At what point do you notice the guy, though? Dugas was picked in the eighth round in 2012 and hit .306/.465/.373 in the NYPL. An eye-catching line, that, but you’d be forgiven for moving past it given that he was a 22-year-old collegian and didn’t hit for power. A .250/.384/.306 line in Low-A in the first half last year, still excusable–low batting average, still no power, 23 years old. Then .321/.426/.373 in the second half–still old for the level at 23, still no power, but can you really ignore that?
Obviously, people did, but Dugas has come out in 2014 and continued to prove the doubters wrong. On a team that includes highly-touted players like Mason Williams, Gary Sanchez, Peter O’Brien, Rob Refsnyder, Tyler Austin, and Ben Gamel, Dugas ranks second (behind Refsnyder) with a .393 wOBA. His characteristic sterling K/BB ratio has actually taken a bit of a beating, as he’s striking out more than he’s walking for the first time in his career. However, in a development that makes me look smart for saying “he has just enough strength and swing loft that .100 ISO marks and 5-8 homer seasons aren’t out of the question,” Dugas has more than doubled his previous career high in Isolated Power with a .137 mark. He’s only hit one homer, but he has fourteen extra-base hits in 45 games this year after amassing just sixteen in 113 contests in 2013.

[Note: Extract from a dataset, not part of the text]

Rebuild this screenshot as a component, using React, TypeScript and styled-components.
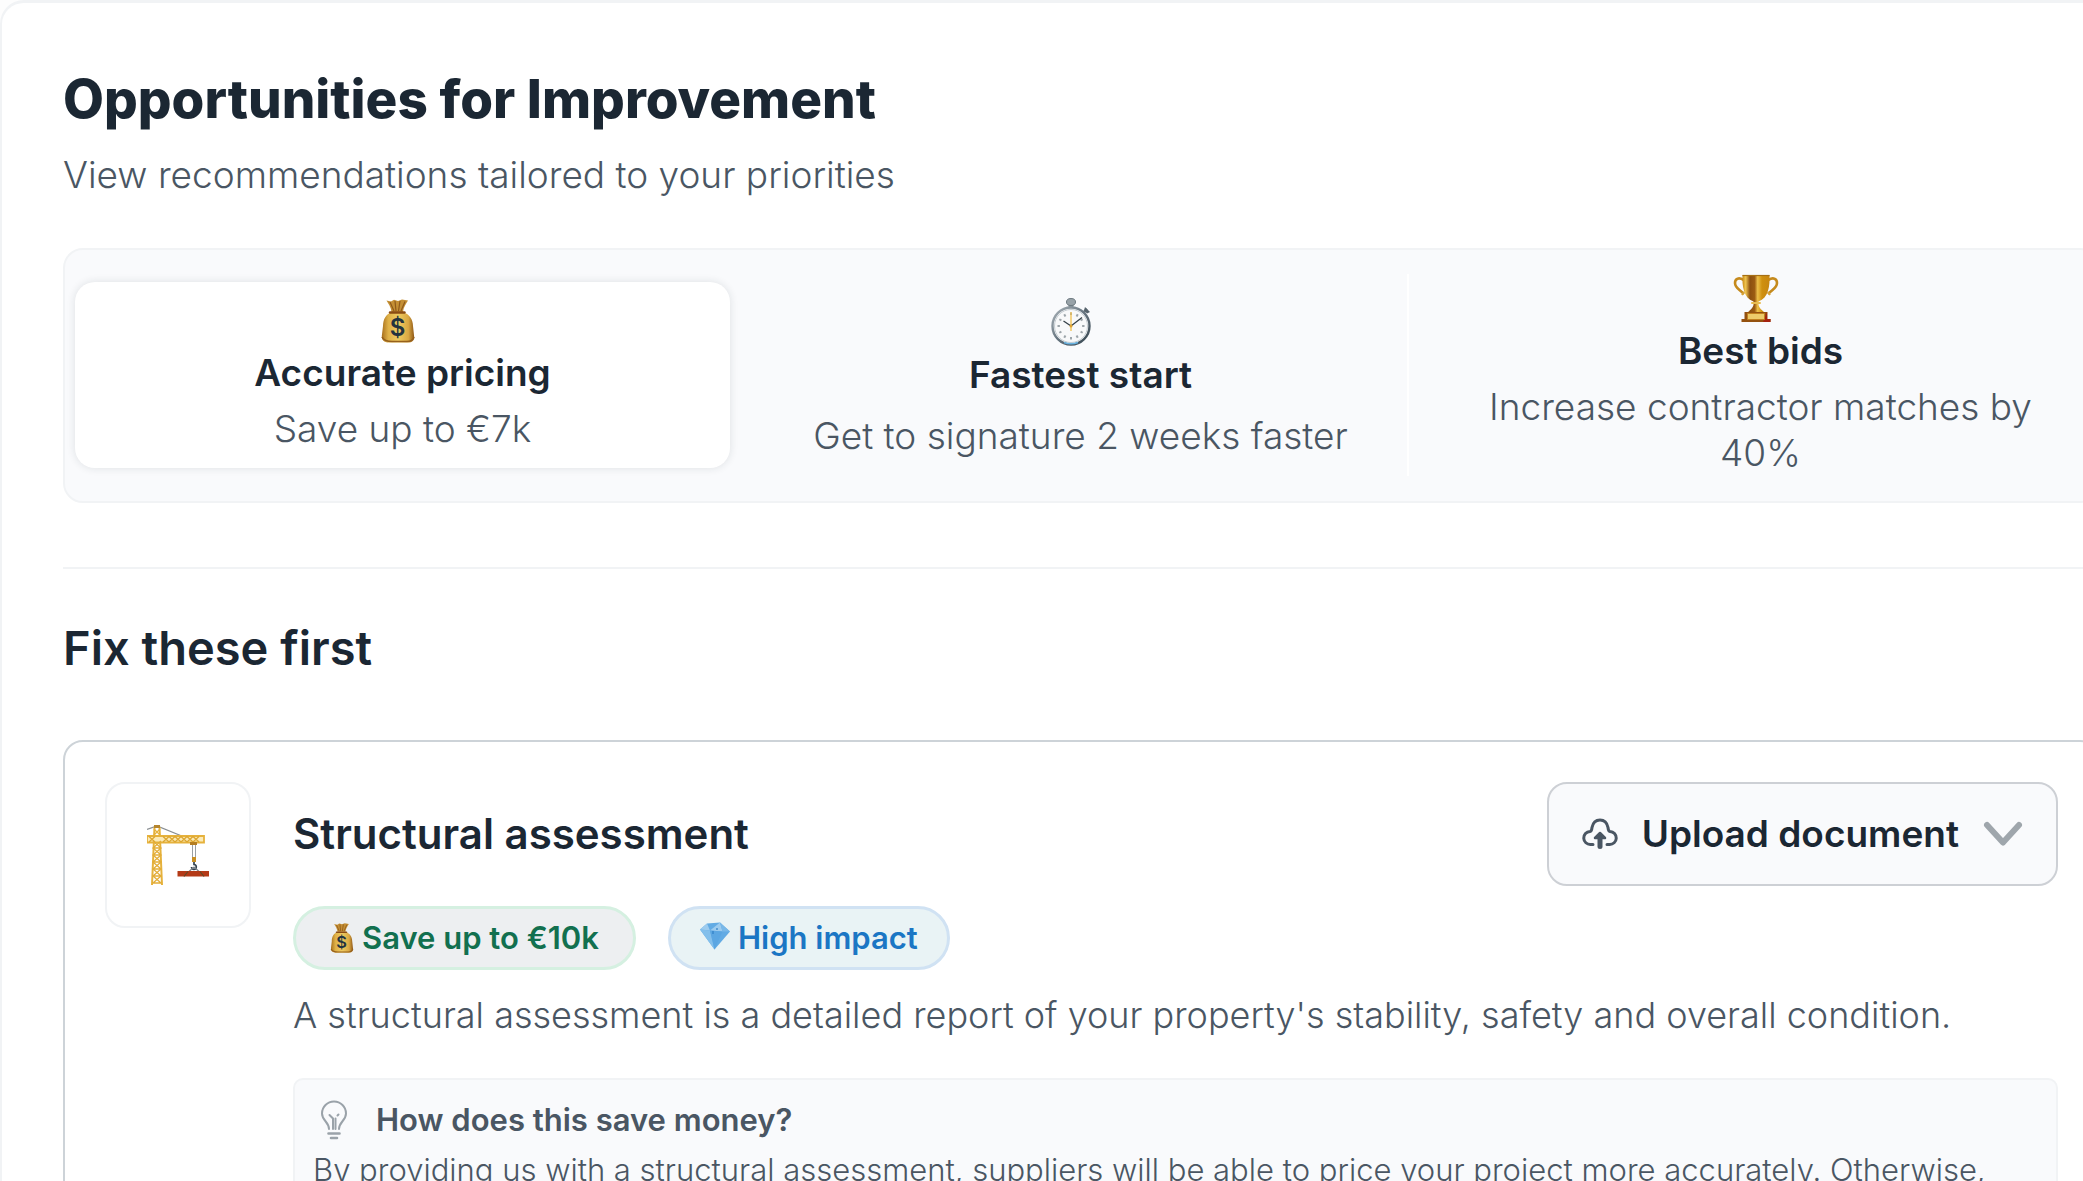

I’m not sure the Yankees take Dugas seriously, as he’s still just eighth on the Trenton team in plate appearances even though he’s been healthy the whole year; further, he has yet to appear in center field this year (partially due to Williams’ presence there, but you’d think Dugas would come in at least once). But at some point, doesn’t someone have to take the guy seriously if he keeps doing this? Doesn’t Dugas strike you as the sort of player Billy Beane snags for peanuts at some point? It’ll be fascinating to see what happens with Dugas, because at some point, either his numbers have to collapse or the respect has to come. Which will it be?